— Start —

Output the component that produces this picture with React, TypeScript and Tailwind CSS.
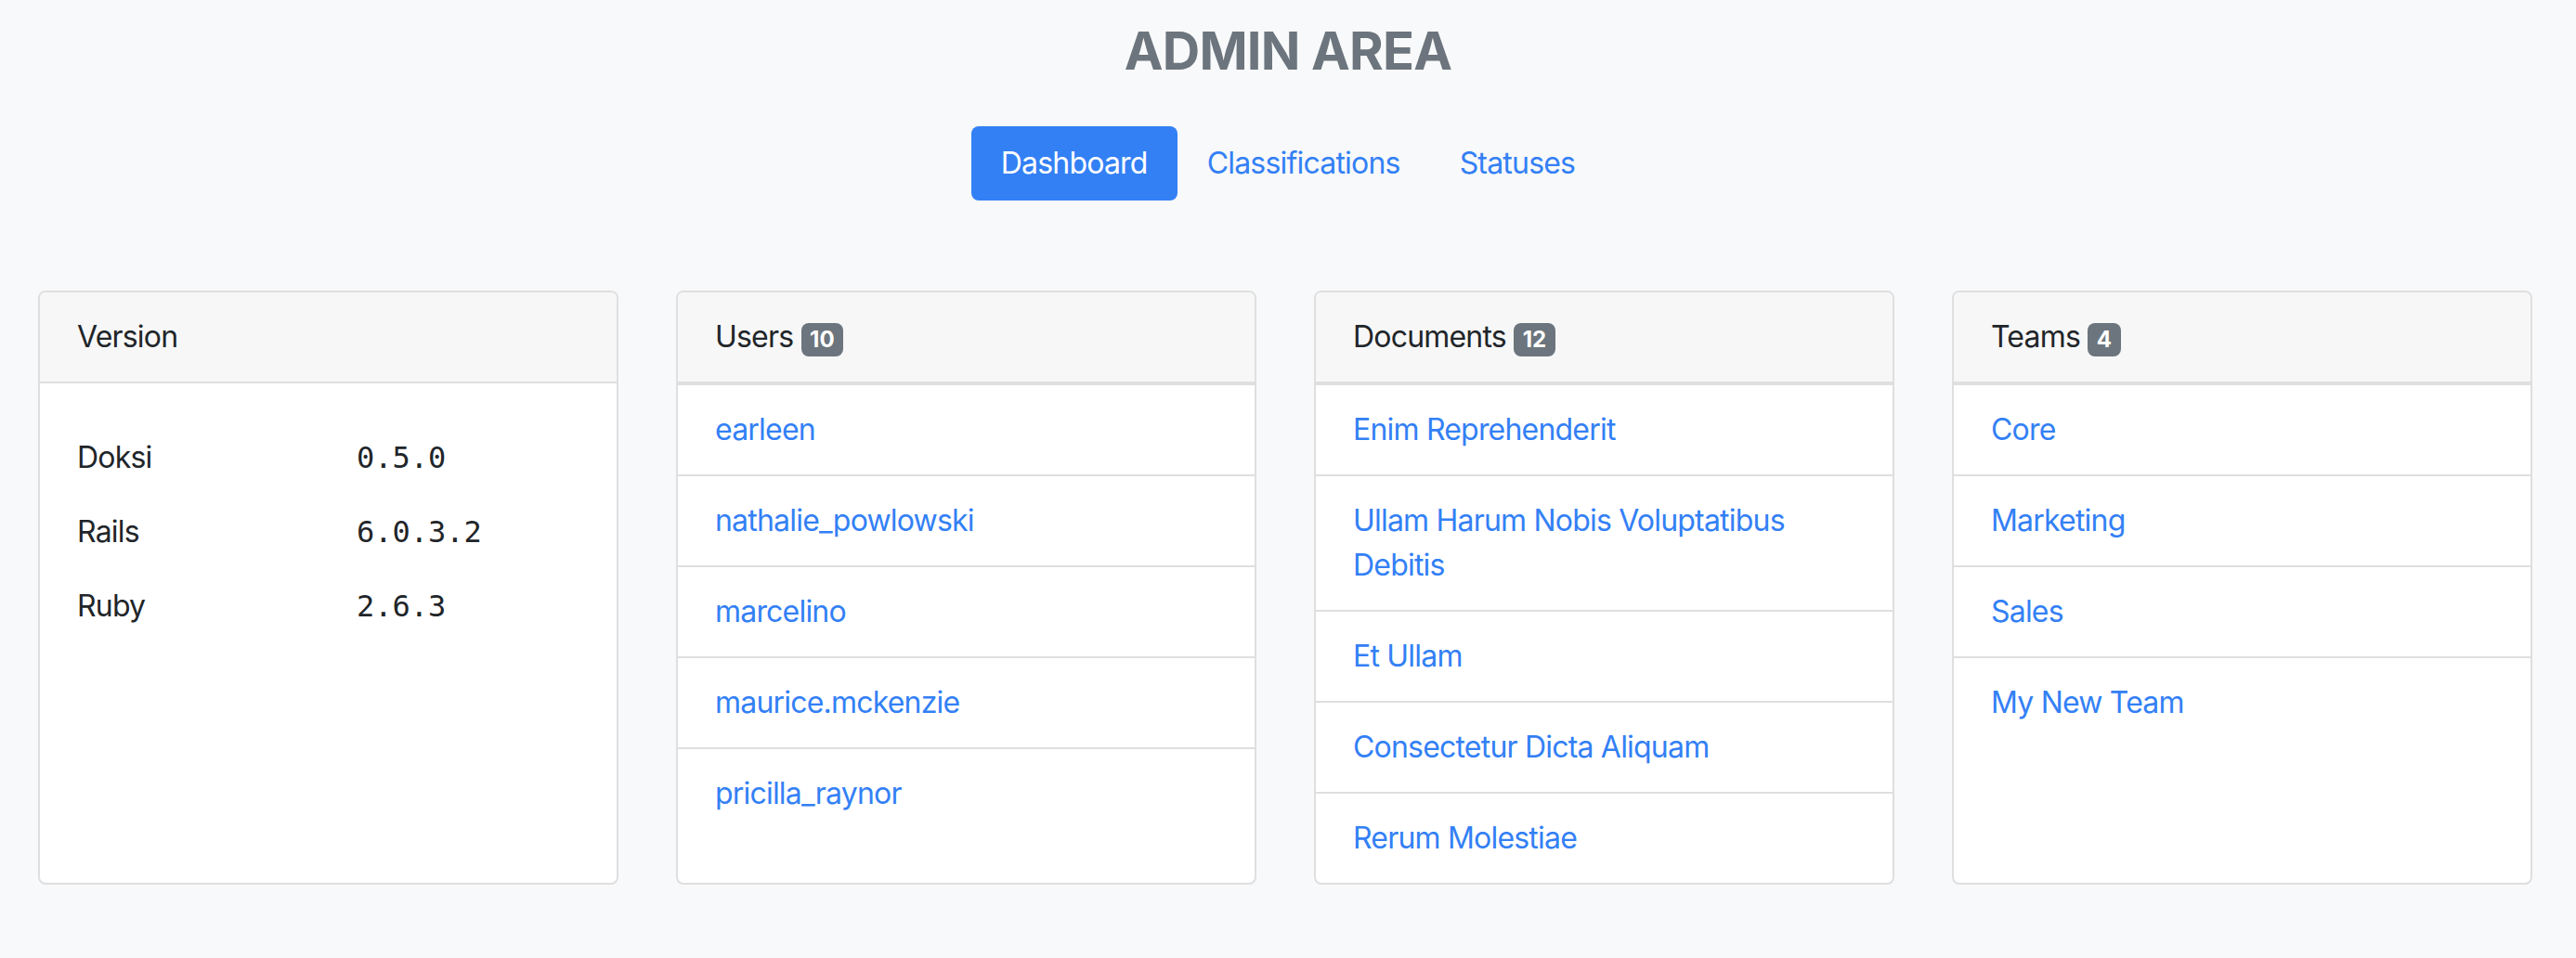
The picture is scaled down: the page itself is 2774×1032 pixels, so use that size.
const users = ["earleen", "nathalie_powlowski", "marcelino", "maurice.mckenzie", "pricilla_raynor"];
const documents = [
  "Enim Reprehenderit",
  "Ullam Harum Nobis Voluptatibus Debitis",
  "Et Ullam",
  "Consectetur Dicta Aliquam",
  "Rerum Molestiae",
];
const teams = ["Core", "Marketing", "Sales", "My New Team"];
const versions = [
  { name: "Doksi", value: "0.5.0" },
  { name: "Rails", value: "6.0.3.2" },
  { name: "Ruby", value: "2.6.3" },
];

function Badge({ count }: { count: number }) {
  return (
    <span className="inline-block rounded-[8px] bg-[#6c757d] px-[9.6px] py-[6px] align-baseline text-[24px] leading-none font-bold tracking-normal text-white">
      {count}
    </span>
  );
}

function CardHeader({ title, count }: { title: string; count?: number }) {
  return (
    <div className="border-b-2 border-[#dfdfdf] bg-[#f7f7f7] px-[40px] py-[24px]">
      {title}
      {count !== undefined && (
        <>
          {" "}
          <Badge count={count} />
        </>
      )}
    </div>
  );
}

function LinkList({ items }: { items: string[] }) {
  return (
    <ul className="border-t-2 border-[#dfdfdf]">
      {items.map((item) => (
        <li key={item} className="border-b-2 border-[#dfdfdf] px-[40px] py-[24px] last:border-b-0">
          <a href="#" className="text-[#3380f5]">
            {item}
          </a>
        </li>
      ))}
    </ul>
  );
}

export default function App() {
  return (
    <div className="min-h-screen bg-[#f8f9fa] pb-[80px] font-['Inter',sans-serif] text-[32px] leading-[48px] tracking-[-0.025em] text-[#212529]">
      <h1 className="pt-[22px] text-center text-[56px] leading-[67px] font-bold text-[#6c757d]">ADMIN AREA</h1>

      {/* Nav */}
      <nav className="mt-[47px] flex justify-center">
        <a href="#" className="rounded-[8px] bg-[#3380f5] px-[32px] py-[16px] text-white">
          Dashboard
        </a>
        <a href="#" className="px-[32px] py-[16px] text-[#3380f5]">
          Classifications
        </a>
        <a href="#" className="px-[32px] py-[16px] text-[#3380f5]">
          Statuses
        </a>
      </nav>

      {/* Cards */}
      <div className="mt-[97px] grid grid-cols-4 gap-[62px] pr-[47px] pl-[41px]">
        <div className="flex flex-col overflow-hidden rounded-[8px] border-2 border-[#dfdfdf] bg-white">
          <CardHeader title="Version" />
          <div className="grid grid-cols-[301px_1fr] gap-y-[32px] px-[40px] pt-[56px]">
            {versions.map((v) => (
              <div key={v.name} className="contents">
                <div>{v.name}</div>
                <div className="font-['DejaVu_Sans_Mono',monospace] tracking-normal">{v.value}</div>
              </div>
            ))}
          </div>
        </div>

        <div className="flex flex-col overflow-hidden rounded-[8px] border-2 border-[#dfdfdf] bg-white">
          <CardHeader title="Users" count={10} />
          <LinkList items={users} />
        </div>

        <div className="flex flex-col overflow-hidden rounded-[8px] border-2 border-[#dfdfdf] bg-white">
          <CardHeader title="Documents" count={12} />
          <LinkList items={documents} />
        </div>

        <div className="flex flex-col overflow-hidden rounded-[8px] border-2 border-[#dfdfdf] bg-white">
          <CardHeader title="Teams" count={4} />
          <LinkList items={teams} />
        </div>
      </div>
    </div>
  );
}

— End —

* [Task instructions]: Give the number of lines above in which the word "that" occurs, with nothing else.

* [Solution to this task]: 2